Look down Villazon's discography and you'll see that it largely consists of the 19th century repertoire with which he made his name, spiced up with a couple of recent Baroque adventures. Here, for the first time, he indulges in some lighter musical fare, such as Andrew Lloyd Webber's Music of the Night and Mitch Leigh's The Impossible Dream. These songs are the disc's undoing. Show tunes are a toughie for any opera singer, and Villazon, like many before him, has fallen into the trap of not sufficiently toning down his operatic delivery. The effect is exacerbated by the fact that singing in English is not his forte; he knows this, which is why he stuck to Italian-language arias for his Handel album. One has to wonder, listening to his thickly accented, operatic rendition of The Impossible Dream, why he and his marketing men didn't think to apply the same logic here.

It isn't all bad, though.

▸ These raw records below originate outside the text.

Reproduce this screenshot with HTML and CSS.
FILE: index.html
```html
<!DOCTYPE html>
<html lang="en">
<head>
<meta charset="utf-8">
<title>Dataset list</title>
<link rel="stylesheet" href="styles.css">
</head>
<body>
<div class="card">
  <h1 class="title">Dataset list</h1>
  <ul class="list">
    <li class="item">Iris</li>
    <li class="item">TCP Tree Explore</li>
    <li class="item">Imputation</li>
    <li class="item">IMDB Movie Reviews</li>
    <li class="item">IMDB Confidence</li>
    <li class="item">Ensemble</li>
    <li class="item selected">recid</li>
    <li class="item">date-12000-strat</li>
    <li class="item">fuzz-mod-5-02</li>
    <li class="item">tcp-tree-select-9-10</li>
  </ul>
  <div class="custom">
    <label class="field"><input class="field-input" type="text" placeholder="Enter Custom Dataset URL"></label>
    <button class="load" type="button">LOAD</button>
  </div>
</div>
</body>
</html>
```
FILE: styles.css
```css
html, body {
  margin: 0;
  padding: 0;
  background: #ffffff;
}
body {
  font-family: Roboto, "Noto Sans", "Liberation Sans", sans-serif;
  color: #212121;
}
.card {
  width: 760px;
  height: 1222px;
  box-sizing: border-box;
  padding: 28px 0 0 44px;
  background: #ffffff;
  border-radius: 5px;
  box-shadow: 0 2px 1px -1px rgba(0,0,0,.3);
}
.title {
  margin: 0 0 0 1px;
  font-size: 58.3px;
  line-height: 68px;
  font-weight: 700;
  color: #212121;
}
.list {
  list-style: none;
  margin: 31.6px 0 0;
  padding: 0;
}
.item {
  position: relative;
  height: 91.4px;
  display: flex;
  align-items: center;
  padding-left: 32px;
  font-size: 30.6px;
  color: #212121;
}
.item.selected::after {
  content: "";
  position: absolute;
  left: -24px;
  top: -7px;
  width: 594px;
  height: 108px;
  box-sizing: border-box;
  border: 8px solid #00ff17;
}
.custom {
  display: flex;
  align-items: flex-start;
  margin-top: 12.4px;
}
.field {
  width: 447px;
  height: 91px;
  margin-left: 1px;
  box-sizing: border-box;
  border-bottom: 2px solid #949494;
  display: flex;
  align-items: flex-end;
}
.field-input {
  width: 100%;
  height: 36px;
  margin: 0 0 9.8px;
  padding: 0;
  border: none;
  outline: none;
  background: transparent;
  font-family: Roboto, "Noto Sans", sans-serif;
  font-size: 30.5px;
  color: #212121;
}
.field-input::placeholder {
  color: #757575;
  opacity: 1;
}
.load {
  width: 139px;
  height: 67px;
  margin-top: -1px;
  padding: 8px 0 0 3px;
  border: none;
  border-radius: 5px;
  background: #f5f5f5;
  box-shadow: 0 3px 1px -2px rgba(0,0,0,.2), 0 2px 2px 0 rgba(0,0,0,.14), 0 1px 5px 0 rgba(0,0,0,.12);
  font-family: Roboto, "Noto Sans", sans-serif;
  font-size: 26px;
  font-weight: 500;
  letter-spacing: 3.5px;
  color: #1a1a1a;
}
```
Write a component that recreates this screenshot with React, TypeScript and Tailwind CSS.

The newly recorded arias by Donizetti, Verdi and Tosti show the extent to which Villazon has vocally and dramatically owned this repertoire in recent years, even if they're perhaps not as effortlessly sung as the disc's older tracks. Of the earlier recordings, the Handel is a particular pleasure; Villazon's interpretations are a far cry from the coolly elegant poise of Ian Bostridge and won't be to the taste of die-hard early performance enthusiasts, but that is also their appeal. They can and should be enjoyed for the way in which he injects these stylised Baroque masterpieces with Romantic warmth and fruitiness of tone, carried out with a thorough mastery of the repertoire's technical demands.

Villazon is a great singer and performer. He and his label should have believed in his ability to pull in the masses with what he is good at. Namely, opera.